Further south, extending from Mosul to near Basra is a sandy desert not unlike the Empty Quarter. In the late 20th and early 21st centuries the region has been plagued by drought. Al-Jazirah is important archeologically; this is the area where the earliest signs of agriculture and domestication of animals have been found, thus the starting point leading to civilization and the modern world. Al-Jazirah includes the mountain Karaca Dağ in southern Turkey, where the closest relative to modern wheat still grows wild. At several sites we can see a continuous occupation from a hunter-gathering lifestyle to an economy based on growing wheat and legumes from around 9000 BC. Domestication of goats and sheep followed within a few generations, but didn't become widespread for more than a millennium. Weaving and pottery followed about two thousand years later. From Al-Jazirah the idea of farming along with the domesticated seeds spread first to the rest of the Levant and to North-Africa and eastwards through Mesopotamia all the way to present-day Pakistan.

Earlier archeologists worked on the assumption that agriculture was a prerequisite to a sedentary lifestyle, but excavations in Israel and Lebanon surprised science by showing that a sedentary lifestyle came before agriculture. Further surprises followed in the 1990s with the spectacular finds of the megalithic structures at Göbekli Tepe in south-eastern Turkey; the earliest of these ritual buildings are from before 9000 BC—over five thousand years older than Stonehenge—and thus the absolute oldest known megalithic structures anywhere. As far as we know today no well-established farming societies existed at the time. Farming seemed to be still experimental and only a smallish supplement to continued hunting and gathering. So either were sedentary hunter-gatherers rich enough and many enough to organize and execute such large communal building projects, or well-established agricultural societies existed much further back than hitherto known. After all, Göbekli Tepe lies just 32 km from Karaca Dağ.
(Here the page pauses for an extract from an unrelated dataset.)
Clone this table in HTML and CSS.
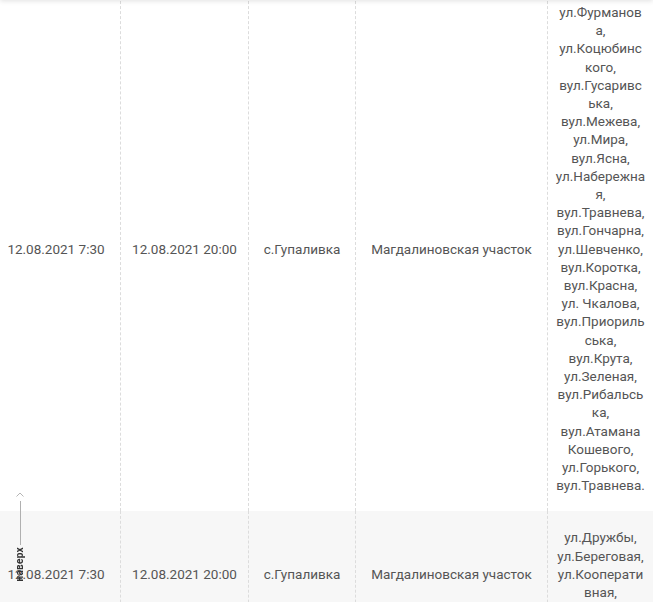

The questions raised by Göbekli Tepe have led to intense and creative discussions among archeologists of the Middle East. Excavations at Göbekli Tepe continues, only about 5 percent has been revealed so far. Sumerians are theorized to have evolved from the Samarra culture of northern Mesopotamia; the Uruk period existed from the protohistoric Chalcolithic to Early Bronze Age period in Mesopotamia, including a section of the upper region. Upper Mesopotamia is the heartland of ancient Assyria, founded circa the 25th century BC. From the late 24th Century BC it was part of the Akkadian Empire, separated into three eras: Old Assyrian Empire, Middle Assyrian Empire, Neo Assyrian Empire; the region fell to the Assyrians' southern brethren, the Babylonians in 605 BC, from 539 BC it became part of the Achaemenid Empire. From 323 BC, it was ruled by the Greek Seleucid Empire, the Greeks corrupting the name to Syria, which they applied to Aram, it fell to the Parthians and Romans and was renamed Assyria by both.

The area was still known as

Low-speed pre-ignition

Low-speed pre-ignition known as stochastic pre-ignition, is a pre-ignition event that occurs in gasoline vehicle engines when there is a premature ignition of the main fuel charge. LSPI is most common in certain turbocharged direct-injection vehicles operating in low-speed and high-load driving conditions. LSPI events are random and infrequent, their effects on impacted vehicles can include high-pressure spikes, loud knocking noises and sometimes catastrophic engine damage. Automakers use engine downsizing to help improve vehicles’ fuel efficiency and reduce emissions, use turbocharger technology to recover power lost in the downsizing process; the presence of LSPI limits automakers’ ability to capture the full potential of turbocharged engines to meet increasing fuel-efficiency requirements and to further reduce carbon dioxide emissions. Updated oil-performance standards are taking shape to address LSPI. General Motors’ next-generation dexos1 specification, scheduled for release in 2015, will include an engine test based on a GM 2.0-liter four-cylinder Ecotec that will test for LSPI.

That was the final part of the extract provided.